L’ordinanza è del collegio presieduto da Cristina Denaro, che ha accolto l’"appello" del pool coordinato dal procuratore aggiunto Sergio Demontis: i pm Giacomo Brandini e Giovanni Antoci avevano impugnato il no del Gip Claudia Rosini, che aveva negato l’applicazione di una qualsiasi misura nei confronti di Li Calzi, rimasto del tutto libero nel momento in cui era stato eseguito il blitz con dieci arresti a opera del Nucleo di polizia economico-finanziaria, il 21 maggio.

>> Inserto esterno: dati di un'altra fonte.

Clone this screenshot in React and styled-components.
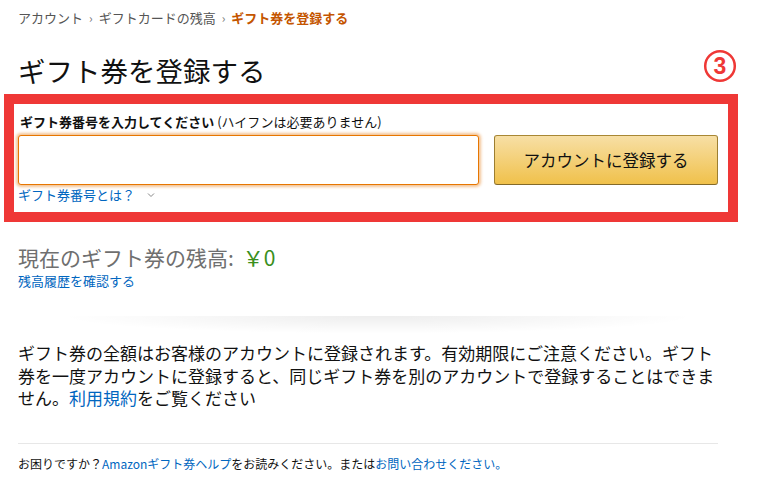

Li Calzi risponde di un episodio relativo al presunto aggiustamento di una gara per l’aggiudicazione di servizi destinati a ospedali e aziende sanitarie dell’Isola, in concorso con Fabio Damiani, ex presidente della Centrale unica di committenza degli appalti della Regione Sicilia, e con Salvatore Manganaro, imprenditore considerato molto vicino a Damiani; entrambi sono in carcere. In precedenza i giudici del tribunale avevano negato l’aggravamento delle posizioni degli altri due, cioè di Manganaro e Damiani (che al momento dell’arresto era direttore generale dell’Asp di Trapani), negando il riconoscimento del reato di associazione per delinquere.

Nelle scorse settimane il riesame, con un’altra composizione, aveva ordinato i domiciliari anche per un altro indagato lasciato libero dal Gip, il deputato regionale dei Popolari e Autonomisti Carmelo Pullara, che risponde di turbativa d’asta. Anche lui potrà fare ricorso in Cassazione e nemmeno il suo arresto per il momento verrà eseguito.